There are many rituals shared, with subtle variations, by all of humanity. They cut through the man-made barriers that have arisen over time – borders, skin color, amount of wealth – and remind us that we are much more same than different. One of these rituals is school-going. In a refugee camp set in the Chadian desert, every school day children get dressed, pack their books, join their friends and set off to school together. We were fortunate to join as insiders today.
As the school came into view, we saw that many kids were playing in the compound. Ah, that beloved time right before the start of school when great childhood storylines are played out. Some kids caught sight of us, and started coming towards. Within a few moments, it seemed like the entire school population was swarming around us. Everyone was very friendly and greeting us, but I still felt a bit uncomfortable being the object of curiosity for so many people! After a bit more walking we reached the principal’s office, and he brought out chairs for us. So there we were, sitting outside his office, with a few hundred students standing right in front of us. Then with just a few words and hand gestures from the principal, everyone dispersed. Respect of elders (and maybe authority) is clear here, even though it is often at odds with pure youthful exuberance.
After the assembly, which included the singing of songs about Darfur, the kids filed off inside to await their teachers. Connie and I spoke with a few older-looking boys right outside their classroom. One was 18, another was 21 (though he looked more mature than that). They spoke very good English considering they had only started learning it upon arriving at the camp a few years back, but they were all in grade 5. The day before, we spoke to a former Darfuri teacher who said that the government had not spent money on Darfur for a long time.
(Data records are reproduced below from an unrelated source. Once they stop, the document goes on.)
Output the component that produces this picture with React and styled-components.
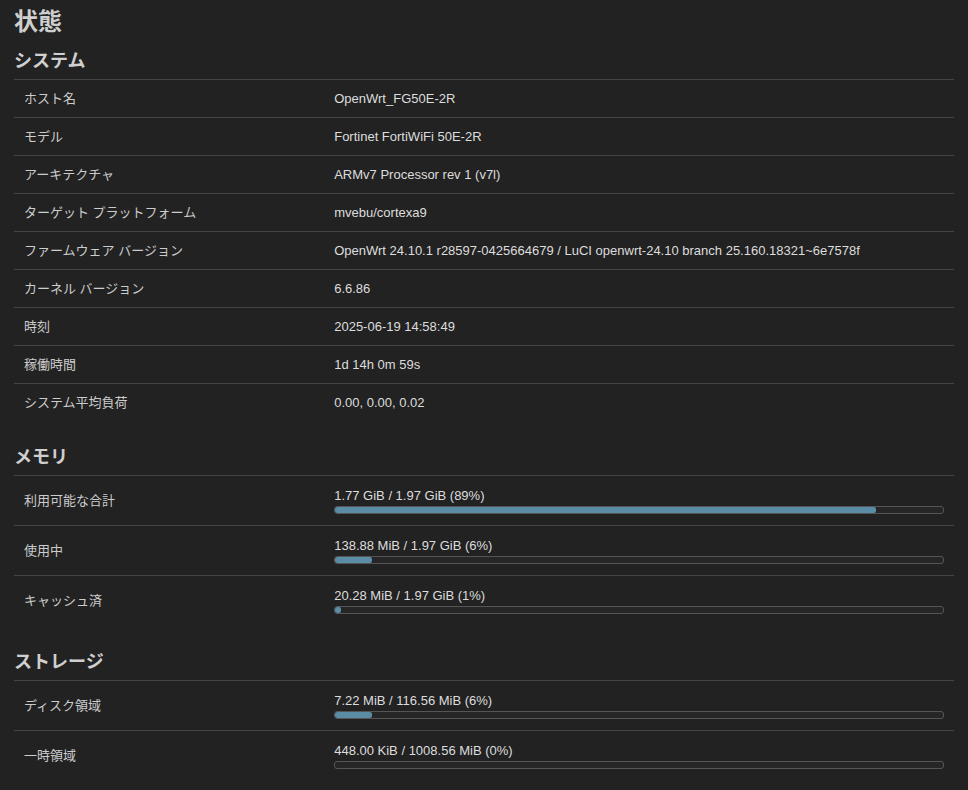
import React from "react";
import styled, { createGlobalStyle } from "styled-components";

const Global = createGlobalStyle`
  html, body { margin: 0; padding: 0; background: #222222; }
  body {
    font-family: "Liberation Sans", Arial, "Noto Sans CJK JP", sans-serif;
    color: #cccccc;
    font-size: 13px;
  }
`;

const Page = styled.div`
  padding: 7px 14px 10px 14px;
`;

const Title = styled.h2`
  margin: 0;
  font-size: 24px;
  line-height: 30px;
  font-weight: bold;
  color: #cfcfcf;
`;

const Section = styled.section`
  margin-top: ${(p) => p.$gap}px;
`;

const SectionTitle = styled.h3`
  margin: 0 0 6px 0;
  font-size: 18px;
  line-height: 24px;
  font-weight: bold;
  color: #cfcfcf;
`;

const Table = styled.div`
  width: 100%;
`;

const Row = styled.div`
  display: grid;
  grid-template-columns: 33% 1fr;
  border-top: 1px solid #444444;
  min-height: ${(p) => (p.$tall ? "49px" : "37px")};
`;

const Cell = styled.div`
  padding: 0 10px;
  display: flex;
  flex-direction: column;
  justify-content: center;
  line-height: 17px;
`;

const Label = styled(Cell)`
  color: #cccccc;
`;

const Value = styled(Cell)`
  color: #dddddd;
`;

const BarText = styled.div`
  line-height: 16px;
  color: #dddddd;
`;

const Bar = styled.div`
  margin-top: 2px;
  height: 6px;
  border: 1px solid #555555;
  border-radius: 3px;
  background: #262626;
  overflow: hidden;
`;

const Fill = styled.div`
  height: 100%;
  background: #5a8ca6;
  border-radius: 2px;
`;

const system = [
  ["ホスト名", "OpenWrt_FG50E-2R"],
  ["モデル", "Fortinet FortiWiFi 50E-2R"],
  ["アーキテクチャ", "ARMv7 Processor rev 1 (v7l)"],
  ["ターゲット プラットフォーム", "mvebu/cortexa9"],
  ["ファームウェア バージョン", "OpenWrt 24.10.1 r28597-0425664679 / LuCI openwrt-24.10 branch 25.160.18321~6e7578f"],
  ["カーネル バージョン", "6.6.86"],
  ["時刻", "2025-06-19 14:58:49"],
  ["稼働時間", "1d 14h 0m 59s"],
  ["システム平均負荷", "0.00, 0.00, 0.02"],
];

const memory = [
  ["利用可能な合計", "1.77 GiB / 1.97 GiB (89%)", 89],
  ["使用中", "138.88 MiB / 1.97 GiB (6%)", 6],
  ["キャッシュ済", "20.28 MiB / 1.97 GiB (1%)", 1],
];

const storage = [
  ["ディスク領域", "7.22 MiB / 116.56 MiB (6%)", 6],
  ["一時領域", "448.00 KiB / 1008.56 MiB (0%)", 0],
];

function BarRow({ label, text, pct }) {
  return (
    <Row $tall>
      <Label>{label}</Label>
      <Value>
        <BarText>{text}</BarText>
        <Bar>
          <Fill style={{ width: `${pct}%` }} />
        </Bar>
      </Value>
    </Row>
  );
}

export default function App() {
  return (
    <>
      <Global />
      <Page>
        <Title>状態</Title>
        <Section $gap={12}>
          <SectionTitle>システム</SectionTitle>
          <Table>
            {system.map(([k, v]) => (
              <Row key={k}>
                <Label>{k}</Label>
                <Value>{v}</Value>
              </Row>
            ))}
          </Table>
        </Section>
        <Section $gap={24}>
          <SectionTitle>メモリ</SectionTitle>
          <Table>
            {memory.map(([k, t, p]) => (
              <BarRow key={k} label={k} text={t} pct={p} />
            ))}
          </Table>
        </Section>
        <Section $gap={25}>
          <SectionTitle>ストレージ</SectionTitle>
          <Table>
            {storage.map(([k, t, p]) => (
              <BarRow key={k} label={k} text={t} pct={p} />
            ))}
          </Table>
        </Section>
      </Page>
    </>
  );
}
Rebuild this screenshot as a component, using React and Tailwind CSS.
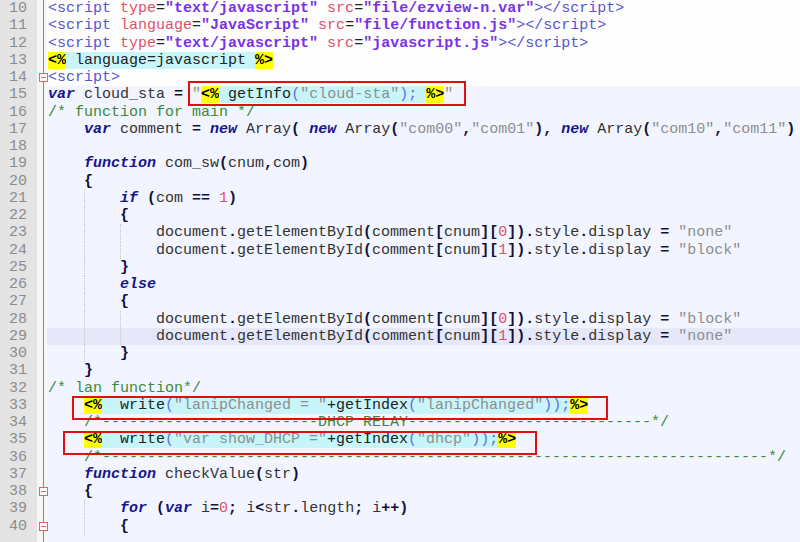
import React from 'react';

// token styles (Notepad++ default theme, slightly muted like the screenshot)
const tag = 'text-[#5656d2]';
const attr = 'text-[#e0506a]';
const hstr = 'text-[#7a32e6] font-bold';
const plain = 'text-[#222]';
const kw = 'text-[#16168a] font-bold italic';
const op = 'text-[#10103a] font-bold';
const id = 'text-[#333]';
const str = 'text-[#8e8e8e]';
const num = 'text-[#e0506a]';
const cm = 'text-[#3a8a3a]';
const aspD = 'bg-[#ffff00] text-black font-bold';
const aspTxt = 'bg-[#c8f5fa] text-[#222]';
const aspOp = 'bg-[#c8f5fa] text-[#6a6ae0]';
const aspStr = 'bg-[#c8f5fa] text-[#8e8e8e]';

const getEl = (idx, val) => [
  ['document', id], ['.', op], ['getElementById', id], ['(', op], ['comment', id],
  ['[', op], ['cnum', id], [']', op], ['[', op], [idx, num], [']', op], [')', op],
  ['.', op], ['style', id], ['.', op], ['display', id], [' ', id], ['=', op], [' ', id],
  [`"${val}"`, str],
];

const lines = [
  { n: 10, bg: 'html', ind: 0, t: [['<script', tag], [' ', plain], ['type', attr], ['=', plain], ['"text/javascript"', hstr], [' ', plain], ['src', attr], ['=', plain], ['"file/ezview-n.var"', hstr], ['></script>', tag]] },
  { n: 11, bg: 'html', ind: 0, t: [['<script', tag], [' ', plain], ['language', attr], ['=', plain], ['"JavaScript"', hstr], [' ', plain], ['src', attr], ['=', plain], ['"file/function.js"', hstr], ['></script>', tag]] },
  { n: 12, bg: 'html', ind: 0, t: [['<script', tag], [' ', plain], ['type', attr], ['=', plain], ['"text/javascript"', hstr], [' ', plain], ['src', attr], ['=', plain], ['"javascript.js"', hstr], ['></script>', tag]] },
  { n: 13, bg: 'html', ind: 0, t: [['<%', aspD], [' language=javascript ', aspTxt], ['%>', aspD]] },
  { n: 14, bg: 'html', ind: 0, fold: true, t: [['<script>', tag]] },
  { n: 15, bg: 'js', ind: 0, t: [['var', kw], [' cloud_sta ', id], ['=', op], [' ', id], ['"', str], ['<%', aspD], [' getInfo', aspTxt], ['(', aspOp], ['"cloud-sta"', aspStr], [');', aspOp], [' ', aspTxt], ['%>', aspD], ['"', str]] },
  { n: 16, bg: 'js', ind: 0, t: [['/* function for main */', cm]] },
  { n: 17, bg: 'js', ind: 1, t: [['var', kw], [' comment ', id], ['=', op], [' ', id], ['new', kw], [' Array', id], ['(', op], [' ', id], ['new', kw], [' Array', id], ['(', op], ['"com00"', str], [',', op], ['"com01"', str], [')', op], [',', op], [' ', id], ['new', kw], [' Array', id], ['(', op], ['"com10"', str], [',', op], ['"com11"', str], [')', op]] },
  { n: 18, bg: 'js', ind: 0, t: [] },
  { n: 19, bg: 'js', ind: 1, t: [['function', kw], [' com_sw', id], ['(', op], ['cnum', id], [',', op], ['com', id], [')', op]] },
  { n: 20, bg: 'js', ind: 1, t: [['{', op]] },
  { n: 21, bg: 'js', ind: 2, t: [['if', kw], [' ', id], ['(', op], ['com ', id], ['==', op], [' ', id], ['1', num], [')', op]] },
  { n: 22, bg: 'js', ind: 2, t: [['{', op]] },
  { n: 23, bg: 'js', ind: 3, t: getEl('0', 'none') },
  { n: 24, bg: 'js', ind: 3, t: getEl('1', 'block') },
  { n: 25, bg: 'js', ind: 2, t: [['}', op]] },
  { n: 26, bg: 'js', ind: 2, t: [['else', kw]] },
  { n: 27, bg: 'js', ind: 2, t: [['{', op]] },
  { n: 28, bg: 'js', ind: 3, t: getEl('0', 'block') },
  { n: 29, bg: 'cur', ind: 3, t: getEl('1', 'none') },
  { n: 30, bg: 'js', ind: 2, t: [['}', op]] },
  { n: 31, bg: 'js', ind: 1, t: [['}', op]] },
  { n: 32, bg: 'js', ind: 0, t: [['/* lan function*/', cm]] },
  { n: 33, bg: 'js', ind: 1, t: [['<%', aspD], ['  write', aspTxt], ['(', aspOp], ['"lanipChanged = "', aspStr], ['+getIndex', aspTxt], ['(', aspOp], ['"lanipChanged"', aspStr], ['));', aspOp], ['%>', aspD]] },
  { n: 34, bg: 'js', ind: 1, t: [['/*------------------------DHCP RELAY---------------------------*/', cm]] },
  { n: 35, bg: 'js', ind: 1, t: [['<%', aspD], ['  write', aspTxt], ['(', aspOp], ['"var show_DHCP ="', aspStr], ['+getIndex', aspTxt], ['(', aspOp], ['"dhcp"', aspStr], ['));', aspOp], ['%>', aspD]] },
  { n: 36, bg: 'js', ind: 1, t: [['/*--------------------------------------------------------------------------*/', cm]] },
  { n: 37, bg: 'js', ind: 1, t: [['function', kw], [' checkValue', id], ['(', op], ['str', id], [')', op]] },
  { n: 38, bg: 'js', ind: 1, fold: true, t: [['{', op]] },
  { n: 39, bg: 'js', ind: 2, t: [['for', kw], [' ', id], ['(', op], ['var', kw], [' i', id], ['=', op], ['0', num], [';', op], [' i', id], ['<', op], ['str', id], ['.', op], ['length', id], [';', op], [' i', id], ['++', op], [')', op]] },
  { n: 40, bg: 'js', ind: 2, fold: true, t: [['{', op]] },
  { n: '', bg: 'js', ind: 0, t: [] },
];

const rowBg = {
  html: 'bg-[#fdfdfd]',
  js: 'bg-[#f2f4ff]',
  cur: 'bg-[#e6e8fa]',
};

const Indent = ({ level }) =>
  Array.from({ length: level }).map((_, k) => (
    <span
      key={k}
      className={`inline-block h-full w-[36px] ${k > 0 ? 'border-l border-dotted border-[#c4c4c4]' : ''}`}
    />
  ));

const Row = ({ line }) => (
  <div className="flex h-[17.25px]">
    {/* line number */}
    <div className="w-[37px] shrink-0 bg-[#e4e4e4] pr-[10px] text-right leading-[17.25px] text-[#8c8c8c]">
      {line.n}
    </div>
    {/* fold margin */}
    <div className="relative w-[10px] shrink-0 bg-[#f6f6f6]">
      <div className="absolute left-[6px] top-0 h-full w-px bg-[#e06666]" />
      {line.fold && (
        <div className="absolute left-[2px] top-[4px] flex h-[9px] w-[9px] items-center justify-center border border-[#e06666] bg-white">
          <div className="h-px w-[5px] bg-[#e06666]" />
        </div>
      )}
    </div>
    {/* code */}
    <div className={`flex flex-1 items-stretch overflow-hidden whitespace-pre pl-px leading-[17.25px] ${rowBg[line.bg]}`}>
      <Indent level={line.ind} />
      <span>
        {line.t.map(([text, cls], i) => (
          <span key={i} className={cls}>{text}</span>
        ))}
      </span>
    </div>
  </div>
);

export default function App() {
  return (
    <div className="relative h-[542px] w-[800px] overflow-hidden bg-[#f2f4ff] font-['Liberation_Mono','Courier_New',monospace] text-[15px]">
      {lines.map((line, i) => (
        <Row key={i} line={line} />
      ))}

      {/* red annotation boxes */}
      <div className="absolute left-[188px] top-[81px] h-[25px] w-[278px] border-2 border-[#e01010]" />
      <div className="absolute left-[72px] top-[396px] h-[24px] w-[536px] border-2 border-[#e01010]" />
      <div className="absolute left-[63px] top-[431px] h-[24px] w-[474px] border-2 border-[#e01010]" />
    </div>
  );
}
Recently I came upon the average literacy for Darfuri refugees in a group of camps. It was significantly lower than the overall Sudan number. While these statements are by no means solid science, one thing is clear: there were legitimate triggers for the dissent in Darfur, so for there to be a true and lasting peace, there has to be a commitment by those in power to give Darfur its share of physical and human development.
Later, we interviewed four students who had been selected by their teacher to speak with us in English. Two future teachers, a future professor of languages, and a future president of Sudan. Gabriel asked them about the songs they sang, and the boys sang one to us. I thought the lyrics were very moving, so here they are again as translated by Assad, the 18 year old boy:
We love our Sudan, we love our Sudan
But we have desire to return back in our Sudan
But we not have any free, how can we return back, how can we return back in our Sudan
How can we return back in our Sudan
We never have any education, how can we return back in our Sudan
We love our Sudan very much, very much
He really sounded like he meant it. Almost everyone we’ve spoken to, despite the atrocities they experienced, wants to return to Darfur. How many of us can claim so much love for our country? Why should not a government reciprocate this love and by doing so achieve progress through true partnership? Yes, I hear, things are “not so simple”.
As guiding principles, I believe they really are.